_Goal of the exercise_. Only the lines from the start of the data below through the line that contains "['Sports', 'Games', 'Books', 'Computers', 'TVs', 'Home'];" are to be copied, exactly and without pictures.
* * * * * * *
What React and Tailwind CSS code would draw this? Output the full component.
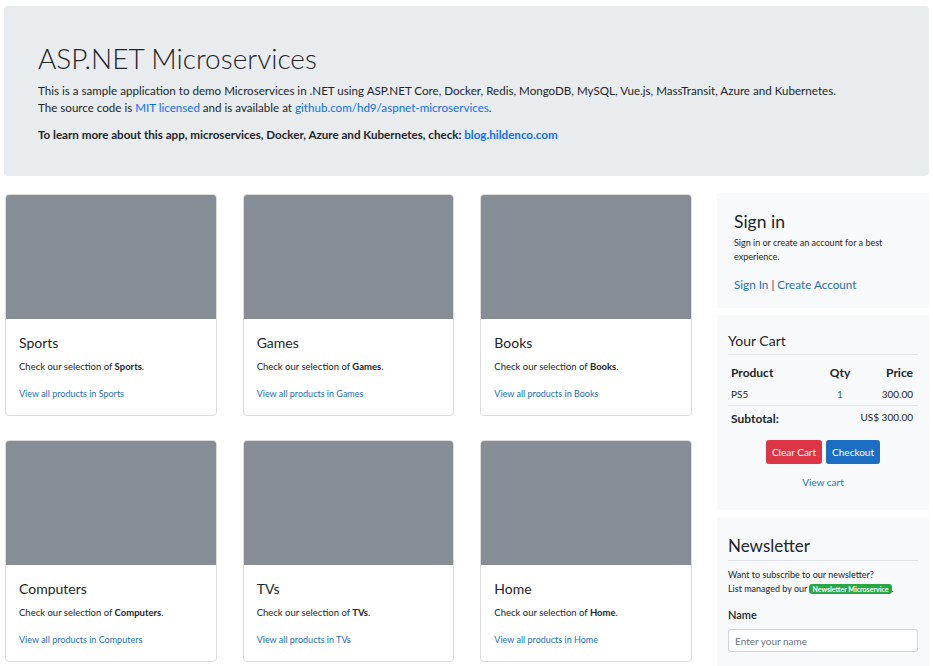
const categories = ['Sports', 'Games', 'Books', 'Computers', 'TVs', 'Home'];

function CategoryCard({ name }) {
  return (
    <div className="flex h-[222px] flex-col overflow-hidden rounded-[4px] border border-[#dcdcdc] bg-white">
      <div className="h-[124px] shrink-0 bg-[#878d94]" />
      <div className="px-[13px] pt-[14px]">
        <h5 className="text-[14px] leading-[20px] text-[#212529]">{name}</h5>
        <p className="mt-[7px] text-[9.5px] leading-[14px] text-[#212529]">
          Check our selection of <b>{name}</b>.
        </p>
        <a className="mt-[13px] block text-[9px] leading-[14px] text-[#1b6ec2]">View all products in {name}</a>
      </div>
    </div>
  );
}

export default function App() {
  return (
    <div className="min-h-[666px] bg-white px-[4px] pt-[6px] text-[#212529]" style={{ fontFamily: 'Lato, "Noto Sans", sans-serif' }}>
      <section className="rounded-[4px] bg-[#e9ecef] px-[34px] pb-[33px] pt-[34px]">
        <h1 className="text-[28px] font-light leading-[36px] text-[#212529]">ASP.NET Microservices</h1>
        <p className="mt-[6px] text-[11.6px] leading-[17px]">
          This is a sample application to demo Microservices in .NET using ASP.NET Core, Docker, Redis, MongoDB, MySQL, Vue.js, MassTransit, Azure and Kubernetes.
          <br />
          The source code is <a className="text-[#0d6efd]">MIT licensed</a> and is available at <a className="text-[#0d6efd]">github.com/hd9/aspnet-microservices</a>.
        </p>
        <p className="mt-[10px] text-[11.6px] font-bold leading-[17px]">
          To learn more about this app, microservices, Docker, Azure and Kubernetes, check: <a className="text-[#0d6efd]">blog.hildenco.com</a>
        </p>
      </section>

      <div className="mt-[17px] flex items-start">
        <div className="ml-[1px] grid w-[687px] grid-cols-3 gap-x-[26px] gap-y-[24px] pt-[1px]">
          {categories.map((c) => (
            <CategoryCard key={c} name={c} />
          ))}
        </div>

        <aside className="ml-[25px] flex w-[212px] flex-col gap-[7px]">
          <div className="h-[115px] bg-[#f8f9fa] px-[17px] pt-[16px]">
            <h4 className="text-[17.5px] leading-[26px]">Sign in</h4>
            <p className="mt-[1px] text-[9px] leading-[14px]">Sign in or create an account for a best experience.</p>
            <p className="mt-[12px] text-[11.7px] leading-[16px]">
              <a className="text-[#1b6ec2]">Sign In</a> <span className="text-[#6b2a3a]">|</span>{' '}
              <a className="text-[#1b6ec2]">Create Account</a>
            </p>
          </div>

          <div className="h-[195px] bg-[#f8f9fa] px-[11px] pt-[16px]">
            <h5 className="text-[14px] leading-[20px]">Your Cart</h5>
            <div className="mt-[3px] border-t border-[#dee2e6]" />
            <div className="grid grid-cols-[1fr_40px_53px] pl-[3px] pr-[5px] pt-[10px] text-[12px] font-bold leading-[16px]">
              <span>Product</span>
              <span className="text-center">Qty</span>
              <span className="text-right">Price</span>
            </div>
            <div className="grid grid-cols-[1fr_40px_53px] pl-[3px] pr-[5px] pt-[6px] pb-[4px] text-[10px] leading-[14px]">
              <span>PS5</span>
              <span className="text-center text-[#1b6ec2]">1</span>
              <span className="text-right">300.00</span>
            </div>
            <div className="border-t border-[#dee2e6]" />
            <div className="flex items-start justify-between pl-[3px] pr-[5px] pt-[4px]">
              <span className="text-[12px] font-bold leading-[18px]">Subtotal:</span>
              <span className="text-[10px] leading-[14px]">US$ 300.00</span>
            </div>
            <div className="mt-[12px] flex justify-center gap-[4px]">
              <button className="h-[24px] rounded-[3px] bg-[#dc3545] px-[6px] text-[10px] text-white">Clear Cart</button>
              <button className="h-[24px] rounded-[3px] bg-[#1b6ec2] px-[6px] text-[10px] text-white">Checkout</button>
            </div>
            <p className="mt-[11px] text-center text-[10px] leading-[14px]">
              <a className="text-[#1b6ec2]">View cart</a>
            </p>
          </div>

          <div className="h-[160px] bg-[#f8f9fa] px-[11px] pt-[17px]">
            <h4 className="text-[17px] leading-[24px]">Newsletter</h4>
            <div className="mt-[2px] border-t border-[#dee2e6]" />
            <p className="mt-[7px] text-[9px] leading-[14px]">
              Want to subscribe to our newsletter?
              <br />
              List managed by our{' '}
              <span className="rounded-[3px] bg-[#28a745] px-[3px] py-[1px] text-[7px] font-bold text-white">Newsletter Microservice</span>.
            </p>
            <label className="mt-[11px] block text-[11px] font-semibold leading-[16px]">Name</label>
            <input
              className="mt-[6px] h-[23px] w-full rounded-[3px] border border-[#ced4da] bg-white px-[6px] text-[10px] outline-none placeholder:text-[#6c757d]"
              placeholder="Enter your name"
            />
          </div>
        </aside>
      </div>
    </div>
  );
}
* * * * * * *
_Answer below_.
What React and Tailwind CSS code would draw this? Output the full component.
const categories = ['Sports', 'Games', 'Books', 'Computers', 'TVs', 'Home'];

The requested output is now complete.